After 10 seconds, pour the tea from the teapot into the decanter.
Step 5: Pouring the Tea
Remove the sieve and pour tea into the thimble-shaped fragrance cup. Place the small teacup over the thimble and then turn upside down. This is how the tea should be served to your guests.
Step 6: Enjoying the Fragrance
You and guests should now remove the fragrance cup which will be sitting inside the teacup. Simply twist the fragrance cup out of the small teacup to allow the tea to inhabit the teacup. Now, appreciate the fragrance of the tea by sniffing the fragrance cup. Don’t be afraid to put your nose in it! You’ll be surprised at how strong the aroma is from this tiny cup. Enjoying the aroma of your tea is the first step in enjoying the taste.
Step 7: Drinking the Tea
Pick up the small teacup and enjoy your tea. Unlike in Japanese tea ceremonies, there’s no proper way to pick up your cup or drink. Simply sit back and enjoy the fine flavor of your chosen Chinese tea.
Step 8: Continue Drinking
As you finish the tea in your decanter, continue to pour hot water onto your tea leaves in your teapot. Remember not to let steep too long and enjoy 3 to 7 pots of your tea. Again, the number of times you can use a batch of tea depends on the type and grade and you should ask your retailer.
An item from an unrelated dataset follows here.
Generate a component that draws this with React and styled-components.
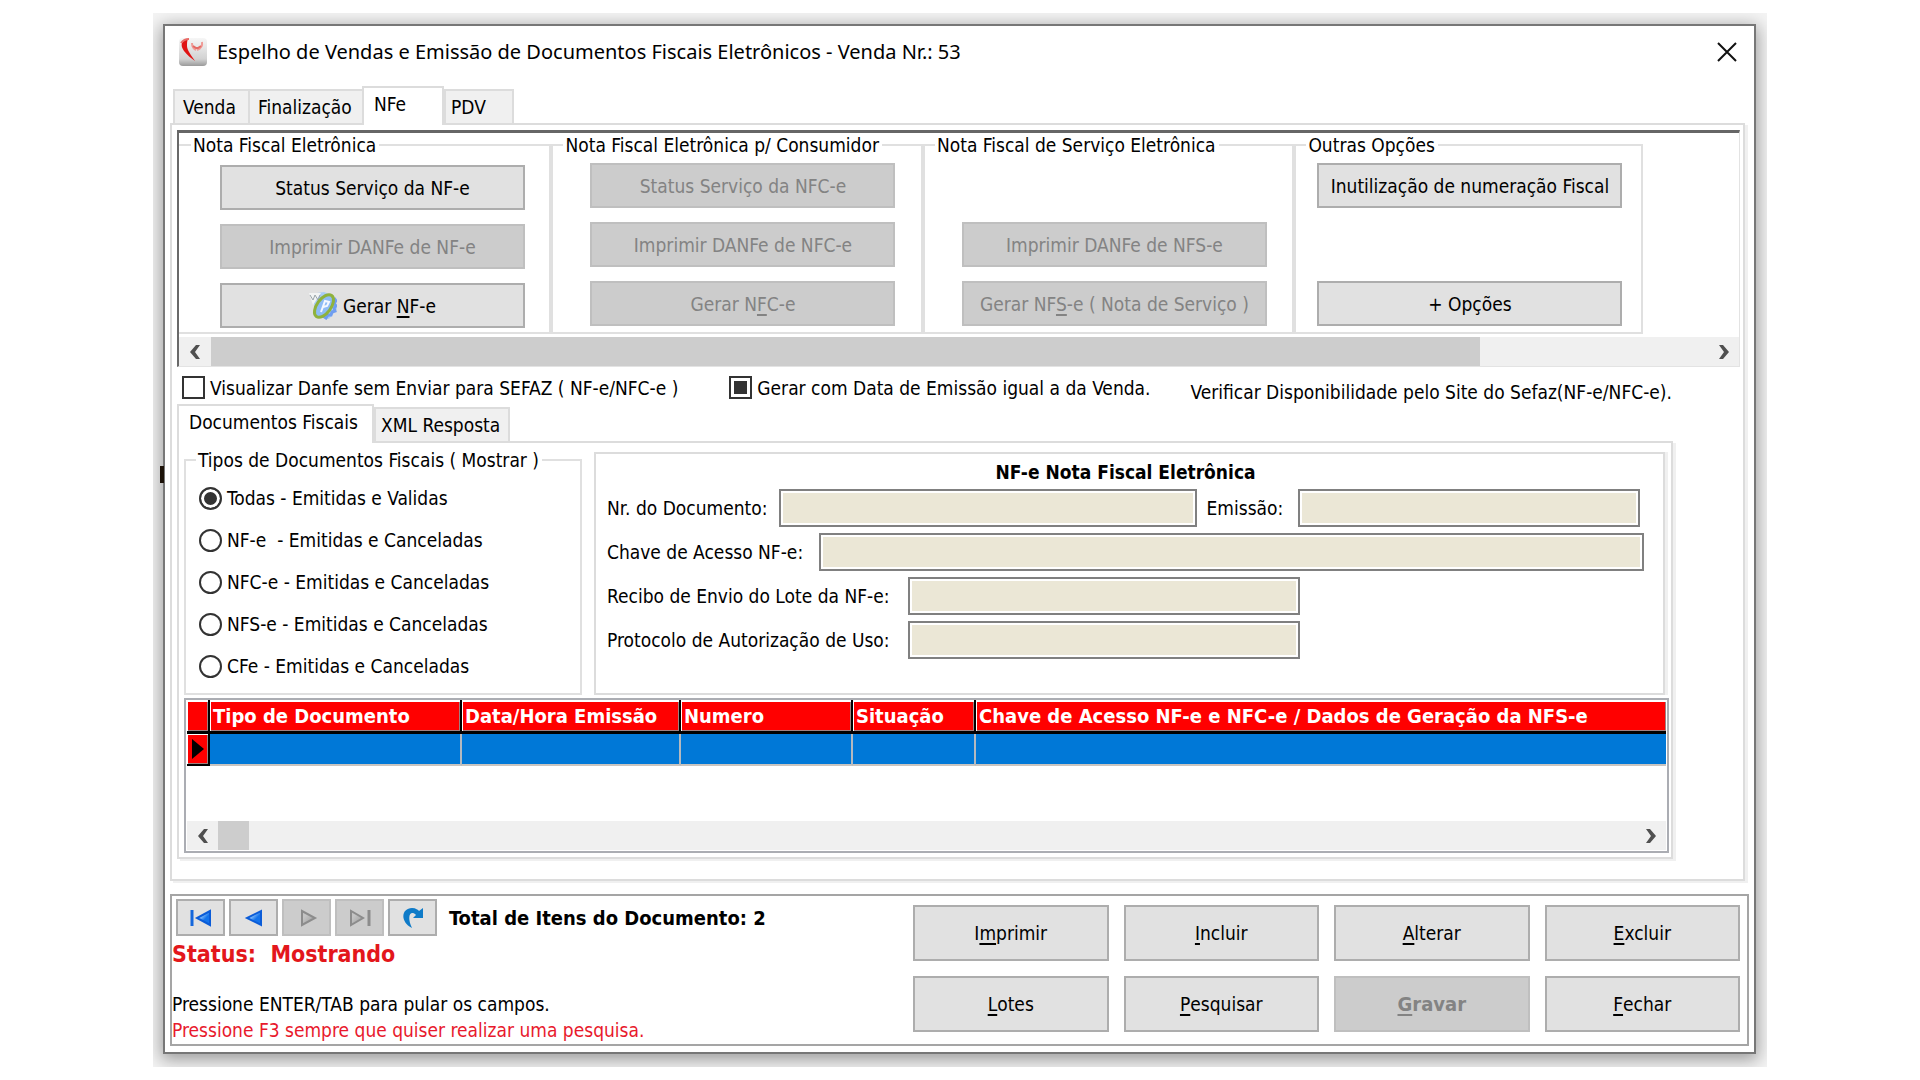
import React, { useState } from "react";
import styled, { createGlobalStyle, css } from "styled-components";

const Global = createGlobalStyle`
  * { box-sizing: border-box; }
  body {
    margin: 0;
    background: #fff;
    color: #000;
    font: 19px/24px "DejaVu Sans Condensed", "Noto Sans", sans-serif;
  }
  button, input { font: inherit; color: inherit; }
  u { text-decoration-thickness: 2px; text-underline-offset: 3px; text-decoration-skip-ink: none; }
`;

const Page = styled.div`
  padding: 13px 153px 14px;
`;

const Backdrop = styled.div`
  position: relative;
  overflow: hidden;
  padding: 11px 11px 13px 10px;
  background: #f4f4f4;
`;

const StrayMark = styled.span`
  position: absolute;
  left: 7px;
  top: 453px;
  width: 4px;
  height: 17px;
  background: #1c1208;
`;

const Window = styled.main`
  display: flex;
  flex-direction: column;
  border: 2px solid #777;
  background: #fff;
  box-shadow: 0 4px 16px 2px rgba(0, 0, 0, 0.36);
`;

const TitleBar = styled.header`
  display: flex;
  align-items: center;
  height: 60px;
  padding: 0 13px 8px;
`;

const Title = styled.h1`
  flex: 1;
  margin: 0 0 0 9px;
  font: 400 20px/28px "Noto Sans", sans-serif;
`;

const CloseButton = styled.button`
  display: flex;
  padding: 4px;
  border: 0;
  background: none;
`;

const TabList = styled.div`
  display: flex;
  align-items: flex-end;
  padding-left: ${(p) => p.$inset}px;
`;

const Tab = styled.button`
  width: ${(p) => p.$width}px;
  height: 34px;
  padding: 0 0 0 ${(p) => (p.$last ? 5 : 8)}px;
  border: 2px solid #dcdcdc;
  border-bottom: 0;
  border-right-width: ${(p) => (p.$last ? 2 : 0)}px;
  background: #f0f0f0;
  text-align: left;
  white-space: nowrap;
  ${(p) =>
    p.$active &&
    css`
      position: relative;
      height: 39px;
      margin-bottom: -2px;
      padding: 0 0 6px 10px;
      border-right-width: 2px;
      background: #fff;
    `}
`;

const TabPage = styled.section`
  margin: 0 9px 0 5px;
  padding: 5px 3px 20px 5px;
  border: 2px solid #dcdcdc;
  box-shadow: 3px 2px 0 #f0f0f0;
`;

const ScrollPane = styled.div`
  border: 1px solid #e3e3e3;
  border-top: 3px solid #666;
  border-left: 2px solid #696969;
`;

const Groups = styled.div`
  display: grid;
  grid-template-columns: 372fr 371fr 371fr 348fr 96fr;
  padding-bottom: 3px;
`;

const Group = styled.fieldset`
  display: grid;
  grid-template-rows: 45px 45px 45px;
  row-gap: 14px;
  min-width: 0;
  margin: 0;
  padding: ${(p) => p.$top || 6}px 0 4px ${(p) => p.$left}px;
  border: 2px solid #e0e0e0;
  border-left-width: ${(p) => (p.$open ? 0 : 2)}px;
`;

const Legend = styled.legend`
  margin-left: ${(p) => p.$shift}px;
  padding: 0 3px 0 2px;
  line-height: ${(p) => (p.$compact ? 20 : 24)}px;
  white-space: nowrap;
`;

const Button = styled.button`
  display: flex;
  align-items: center;
  justify-content: center;
  gap: 6px;
  width: ${(p) => (p.$fill ? "100%" : "305px")};
  height: 45px;
  padding: 0;
  grid-row: ${(p) => p.$row || "auto"};
  border: 2px solid #adadad;
  background: #e1e1e1;
  white-space: nowrap;
  &:disabled {
    border-color: #bfbfbf;
    background: #ccc;
    color: #838383;
  }
`;

const ScrollTrack = styled.div`
  display: grid;
  grid-template-columns: ${(p) => p.$columns};
  align-items: center;
  justify-items: center;
  height: 29px;
  background: #f0f0f0;
`;

const ScrollThumb = styled.span`
  align-self: stretch;
  justify-self: stretch;
  background: #cdcdcd;
`;

const OptionRow = styled.div`
  display: flex;
  align-items: center;
  height: 37px;
  padding: 4px 0 0 5px;
`;

const SiteNote = styled.span`
  padding-top: 8px;
  white-space: nowrap;
`;

const Choice = styled.label`
  display: flex;
  align-items: center;
  gap: 5px;
  margin-right: ${(p) => p.$after || 0}px;
  white-space: pre;
`;

const Mark = styled.input`
  appearance: none;
  width: 23px;
  height: 23px;
  margin: 0;
  border: 2px solid #333;
  border-radius: ${(p) => (p.type === "radio" ? "50%" : "0")};
  background: #fff;
  &:checked {
    background: #333;
    box-shadow: inset 0 0 0 3px #fff;
  }
`;

const SubTabs = styled.div`
  margin-right: 67px;
`;

const SubPage = styled.section`
  padding: 9px 2px 4px 5px;
  border: 2px solid #dcdcdc;
  box-shadow: 3px 2px 0 #f0f0f0;
`;

const Columns = styled.div`
  display: grid;
  grid-template-columns: 398px 1fr;
  column-gap: 12px;
  margin-right: 4px;
`;

const RadioGroup = styled.fieldset`
  display: flex;
  flex-direction: column;
  gap: 18px;
  margin: -2px 0 0;
  padding: 16px 0 15px 13px;
  border: 2px solid #e0e0e0;
`;

const Panel = styled.div`
  padding: 6px 19px 0 11px;
  border: 2px solid #dcdcdc;
  box-shadow: 3px 0 0 #f0f0f0;
`;

const PanelTitle = styled.h2`
  margin: 0 0 5px;
  font-size: 19px;
  line-height: 24px;
  text-align: center;
`;

const FieldRow = styled.div`
  display: grid;
  grid-template-columns: ${(p) => p.$columns};
  align-items: center;
  margin-bottom: 6px;
  white-space: nowrap;
`;

const FieldLabel = styled.label`
  padding-left: ${(p) => p.$inset || 0}px;
`;

const Field = styled.input`
  width: 100%;
  height: 38px;
  border: 2px solid #808080;
  background: #ebe7d6;
  box-shadow: inset 0 0 0 2px #fff;
`;

const GridBox = styled.div`
  margin-top: 3px;
  padding: 0 1px 1px;
  border: 2px solid #abadb3;
`;

const TableArea = styled.div`
  min-height: 121px;
`;

const Table = styled.table`
  width: 100%;
  table-layout: fixed;
  border-collapse: separate;
  border-spacing: 0;
`;

const HeadCell = styled.th`
  height: 34px;
  padding: 0 0 0 3px;
  border-right: ${(p) => (p.$last ? "0" : "2px solid #000")};
  border-bottom: 3px solid #000;
  background: #f00;
  box-shadow: inset 1px 2px 0 #fff, inset -1px -1px 0 #a08080;
  color: #fff;
  font-size: 20px;
  text-align: left;
  white-space: nowrap;
`;

const RowMarker = styled.th`
  height: 32px;
  padding: 0;
  border-right: 2px solid #000;
  border-bottom: 2px solid #000;
  background: #f00;
  box-shadow: inset 1px 1px 0 #fff, inset -1px -1px 0 #a08080;
  line-height: 0;
`;

const BodyCell = styled.td`
  padding: 0;
  border-right: ${(p) => (p.$last ? "0" : "2px solid #b4b9bf")};
  border-bottom: 2px solid #c8c4c0;
  background: #0078d7;
`;

const Footer = styled.footer`
  display: grid;
  grid-template-columns: 1fr 827px;
  margin: 13px 5px 6px;
  padding-right: 7px;
  border: 2px solid #a5a5a5;
`;

const FooterInfo = styled.div`
  display: flex;
  flex-direction: column;
  min-width: 0;
`;

const NavBar = styled.div`
  display: flex;
  align-items: center;
  gap: 4px;
  padding: 3px 0 0 4px;
`;

const NavButton = styled(Button)`
  width: 49px;
  height: 37px;
`;

const Total = styled.strong`
  margin-left: 8px;
  font-size: 20px;
  white-space: nowrap;
`;

const Status = styled.p`
  margin: 4px 0 0;
  color: #e3171b;
  font-weight: 700;
  font-size: 23px;
  line-height: 28px;
  white-space: pre;
`;

const Hint = styled.p`
  margin: ${(p) => p.$top}px 0 0;
  color: ${(p) => (p.$alert ? "#e8192c" : "#000")};
`;

const Actions = styled.div`
  display: grid;
  grid-template-columns: repeat(4, 1fr);
  gap: 15px;
  padding: 9px 0 12px;
`;

const ActionButton = styled(Button)`
  gap: 0;
  height: 56px;
  font-weight: ${(p) => (p.disabled ? 700 : 400)};
  font-size: ${(p) => (p.disabled ? 20 : 19)}px;
`;

const LogoIcon = () => (
  <svg width="30" height="30" viewBox="0 0 30 30" aria-hidden="true">
    <defs>
      <linearGradient id="logoFace" x1="0" y1="0" x2="0" y2="1">
        <stop offset="0" stopColor="#f6f6f6" />
        <stop offset="0.75" stopColor="#d2d2d2" />
        <stop offset="1" stopColor="#9a9a9a" />
      </linearGradient>
    </defs>
    <rect x="1" y="1" width="28" height="28" rx="4" fill="url(#logoFace)" />
    <path d="M10 2C3 4 2 8 6 14C9 18 13 21 17 24C13 18 9 13 9 9C9 6 9 4 10 2Z" fill="#e01414" />
    <path d="M3 6q3-4 8-4" fill="none" stroke="#e86a66" strokeWidth="2" />
    <path d="M14 6q0 5 4 7M24 5q1 6 -5 8" fill="none" stroke="#f09a96" strokeWidth="2" />
    <path d="M15 9l3 2 2 0 3-2" fill="none" stroke="#e46a64" strokeWidth="2" />
  </svg>
);

const NfeIcon = () => (
  <svg width="28" height="28" viewBox="0 0 28 28" aria-hidden="true">
    <path d="M1 2l14-2 10 4 3 13-8 10-10-2Z" fill="#a9cdf8" />
    <path d="M25 6l2 3-2 2 2 3-2 2 1 3-3 1-1 3-3 0-2 3-3-2" fill="none" stroke="#6f9df0" strokeWidth="3" />
    <path d="M0 1h12l-8 12Z" fill="#f2f4f4" />
    <path d="M1 3l3 5 2-5 3 5 2-5" fill="none" stroke="#9aa5ab" strokeWidth="1" />
    <ellipse cx="15" cy="14" rx="7" ry="13" transform="rotate(36 15 14)" fill="#8dbcf5" stroke="#8fb23c" strokeWidth="3" />
    <path d="M12 20l4-11 4 1-2 4-4 1" fill="none" stroke="#f4f8ff" strokeWidth="2" />
  </svg>
);

const CloseIcon = () => (
  <svg width="20" height="20" viewBox="0 0 20 20" aria-hidden="true">
    <path d="M1 1l18 18M19 1L1 19" stroke="#111" strokeWidth="2" />
  </svg>
);

const Chevron = ({ flip }) => (
  <svg width="12" height="14" viewBox="0 0 12 14" aria-hidden="true">
    <path d={flip ? "M1 0h4l6 7-6 7H1l5-7Z" : "M11 0H7L1 7l6 7h4L6 7Z"} fill="#505050" />
  </svg>
);

const NavIcon = ({ kind }) => {
  const blue = kind === "first" || kind === "prev";
  if (kind === "refresh")
    return (
      <svg width="22" height="22" viewBox="0 0 22 22" aria-hidden="true">
        <path d="M10 21C-3 14 0 1 10 1c4 0 6 2 7 3l4-3v10H11l3-3C9 3 4 8 10 21Z" fill="#0f7bc8" />
      </svg>
    );
  return (
    <svg width="22" height="18" viewBox="0 0 22 18" aria-hidden="true">
      <defs>
        <linearGradient id={"nav-" + kind} x1="0" y1="0" x2="1" y2="1">
          <stop offset="0.3" stopColor={blue ? "#9fd0ff" : "#c4c4c4"} />
          <stop offset="0.6" stopColor={blue ? "#1473ea" : "#b0b0b0"} />
        </linearGradient>
      </defs>
      {kind === "first" && <path d="M2 1v16" stroke="#1467dc" strokeWidth="3" />}
      {kind === "last" && <path d="M20 1v16" stroke="#8c8c8c" strokeWidth="3" />}
      {kind === "first" && <path d="M20 2v14L7 9Z" fill="url(#nav-first)" stroke="#0b5cd8" strokeWidth="2" />}
      {kind === "prev" && <path d="M18 2v14L4 9Z" fill="url(#nav-prev)" stroke="#0b5cd8" strokeWidth="2" />}
      {kind === "next" && <path d="M6 2v14L19 9Z" fill="url(#nav-next)" stroke="#8c8c8c" strokeWidth="2" />}
      {kind === "last" && <path d="M2 2v14L14 9Z" fill="url(#nav-last)" stroke="#8c8c8c" strokeWidth="2" />}
    </svg>
  );
};

const docTypes = [
  "Todas - Emitidas e Validas",
  "NF-e  - Emitidas e Canceladas",
  "NFC-e - Emitidas e Canceladas",
  "NFS-e - Emitidas e Canceladas",
  "CFe - Emitidas e Canceladas",
];

const navButtons = [
  { kind: "first", label: "Primeiro" },
  { kind: "prev", label: "Anterior" },
  { kind: "next", label: "Próximo", disabled: true },
  { kind: "last", label: "Último", disabled: true },
  { kind: "refresh", label: "Atualizar" },
];

const headers = [
  "Tipo de Documento",
  "Data/Hora Emissão",
  "Numero",
  "Situação",
  "Chave de Acesso NF-e e NFC-e / Dados de Geração da NFS-e",
];

export default function App() {
  const [docType, setDocType] = useState(0);
  const [preview, setPreview] = useState(false);
  const [sameDate, setSameDate] = useState(true);

  return (
    <Page>
      <Global />
      <Backdrop>
        <StrayMark />
        <Window>
          <TitleBar>
            <LogoIcon />
            <Title>Espelho de Vendas e Emissão de Documentos Fiscais Eletrônicos - Venda Nr.: 53</Title>
            <CloseButton aria-label="Fechar janela"><CloseIcon /></CloseButton>
          </TitleBar>

          <TabList role="tablist" $inset={8}>
            <Tab role="tab" $width={75}>Venda</Tab>
            <Tab role="tab" $width={114}>Finalização</Tab>
            <Tab role="tab" aria-selected="true" $width={82} $active>NFe</Tab>
            <Tab role="tab" $width={70} $last>PDV</Tab>
          </TabList>

          <TabPage>
            <ScrollPane>
              <Groups>
                <Group $left={41} $top={8} $open>
                  <Legend $shift={-29}>Nota Fiscal Eletrônica</Legend>
                  <Button>Status Serviço da NF-e</Button>
                  <Button disabled>Imprimir DANFe de NF-e</Button>
                  <Button><NfeIcon /><span>Gerar <u>N</u>F-e</span></Button>
                </Group>
                <Group $left={37}>
                  <Legend $shift={-27}>Nota Fiscal Eletrônica p/ Consumidor</Legend>
                  <Button disabled>Status Serviço da NFC-e</Button>
                  <Button disabled>Imprimir DANFe de NFC-e</Button>
                  <Button disabled><span>Gerar N<u>F</u>C-e</span></Button>
                </Group>
                <Group $left={37}>
                  <Legend $shift={-27}>Nota Fiscal de Serviço Eletrônica</Legend>
                  <Button disabled $row={2}>Imprimir DANFe de NFS-e</Button>
                  <Button disabled $row={3}><span>Gerar NF<u>S</u>-e ( Nota de Serviço )</span></Button>
                </Group>
                <Group $left={21}>
                  <Legend $shift={-11}>Outras Opções</Legend>
                  <Button>Inutilização de numeração Fiscal</Button>
                  <Button $row={3}>+ Opções</Button>
                </Group>
              </Groups>
              <ScrollTrack $columns="32px 1269fr 228fr 31px">
                <Chevron />
                <ScrollThumb />
                <span />
                <Chevron flip />
              </ScrollTrack>
            </ScrollPane>

            <OptionRow>
              <Choice $after={51}>
                <Mark type="checkbox" checked={preview} onChange={() => setPreview(!preview)} />
                Visualizar Danfe sem Enviar para SEFAZ ( NF-e/NFC-e )
              </Choice>
              <Choice $after={40}>
                <Mark type="checkbox" checked={sameDate} onChange={() => setSameDate(!sameDate)} />
                Gerar com Data de Emissão igual a da Venda.
              </Choice>
              <SiteNote>Verificar Disponibilidade pelo Site do Sefaz(NF-e/NFC-e).</SiteNote>
            </OptionRow>

            <SubTabs>
              <TabList role="tablist" $inset={0}>
                <Tab role="tab" aria-selected="true" $width={197} $active>Documentos Fiscais</Tab>
                <Tab role="tab" $width={136} $last>XML Resposta</Tab>
              </TabList>
              <SubPage>
                <Columns>
                  <RadioGroup>
                    <Legend $shift={-3} $compact>Tipos de Documentos Fiscais ( Mostrar )</Legend>
                    {docTypes.map((text, i) => (
                      <Choice key={text}>
                        <Mark type="radio" name="tipo" checked={docType === i} onChange={() => setDocType(i)} />
                        {text}
                      </Choice>
                    ))}
                  </RadioGroup>
                  <Panel>
                    <PanelTitle>NF-e Nota Fiscal Eletrônica</PanelTitle>
                    <FieldRow $columns="172px 417fr 101px 342fr 4fr">
                      <FieldLabel htmlFor="numero">Nr. do Documento:</FieldLabel>
                      <Field id="numero" readOnly />
                      <FieldLabel htmlFor="emissao" $inset={10}>Emissão:</FieldLabel>
                      <Field id="emissao" readOnly />
                    </FieldRow>
                    <FieldRow $columns="212px 1fr">
                      <FieldLabel htmlFor="chave">Chave de Acesso NF-e:</FieldLabel>
                      <Field id="chave" readOnly />
                    </FieldRow>
                    <FieldRow $columns="301px 391fr 344fr">
                      <FieldLabel htmlFor="recibo">Recibo de Envio do Lote da NF-e:</FieldLabel>
                      <Field id="recibo" readOnly />
                    </FieldRow>
                    <FieldRow $columns="301px 391fr 344fr">
                      <FieldLabel htmlFor="protocolo">Protocolo de Autorização de Uso:</FieldLabel>
                      <Field id="protocolo" readOnly />
                    </FieldRow>
                  </Panel>
                </Columns>

                <GridBox>
                  <TableArea>
                    <Table>
                      <colgroup>
                        <col width="23" />
                        <col width="252" />
                        <col width="219" />
                        <col width="172" />
                        <col width="123" />
                        <col />
                      </colgroup>
                      <thead>
                        <tr>
                          <HeadCell aria-label="Registro atual" />
                          {headers.map((text, i) => (
                            <HeadCell key={text} $last={i === headers.length - 1}>{text}</HeadCell>
                          ))}
                        </tr>
                      </thead>
                      <tbody>
                        <tr>
                          <RowMarker>
                            <svg width="12" height="20" viewBox="0 0 12 20" aria-hidden="true"><path d="M0 0l12 10L0 20Z" /></svg>
                          </RowMarker>
                          {headers.map((text, i) => (
                            <BodyCell key={text} $last={i === headers.length - 1} />
                          ))}
                        </tr>
                      </tbody>
                    </Table>
                  </TableArea>
                  <ScrollTrack $columns="31px 31fr 1384fr 31px">
                    <Chevron />
                    <ScrollThumb />
                    <span />
                    <Chevron flip />
                  </ScrollTrack>
                </GridBox>
              </SubPage>
            </SubTabs>
          </TabPage>

          <Footer>
            <FooterInfo>
              <NavBar>
                {navButtons.map((b) => (
                  <NavButton key={b.kind} aria-label={b.label} disabled={b.disabled}>
                    <NavIcon kind={b.kind} />
                  </NavButton>
                ))}
                <Total>Total de Itens do Documento: 2</Total>
              </NavBar>
              <Status>Status:  Mostrando</Status>
              <Hint $top={24}>Pressione ENTER/TAB para pular os campos.</Hint>
              <Hint $top={2} $alert>Pressione F3 sempre que quiser realizar uma pesquisa.</Hint>
            </FooterInfo>
            <Actions>
              <ActionButton $fill>I<u>m</u>primir</ActionButton>
              <ActionButton $fill><u>I</u>ncluir</ActionButton>
              <ActionButton $fill><u>A</u>lterar</ActionButton>
              <ActionButton $fill><u>E</u>xcluir</ActionButton>
              <ActionButton $fill><u>L</u>otes</ActionButton>
              <ActionButton $fill><u>P</u>esquisar</ActionButton>
              <ActionButton $fill disabled><u>G</u>ravar</ActionButton>
              <ActionButton $fill><u>F</u>echar</ActionButton>
            </Actions>
          </Footer>
        </Window>
      </Backdrop>
    </Page>
  );
}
You’ll be surprised at how different the tea will taste from the first pot to the last. Like a good wine, the tea will taste different from the first mouthful to the last.
Step 9: Purchasing Tea
A stop into Song Fang Maison de thé in Shanghai is a great way to get introduced to drinking Chinese tea. The friendly staff helps you sample different teas by smelling the different aromas downstairs. After choosing your tea, settle in upstairs for a comfortable rest in the airy open space of the restored lane house in the French Concession. I had the fortune to be taught about Chinese tea culture by the owner who takes great pride in being able to showcase some of China’s best-kept tea-secrets.
All necessary accouterments for enjoying your tea at home can also be purchased on the first floor of Song Fang tea house and many tea shops in China.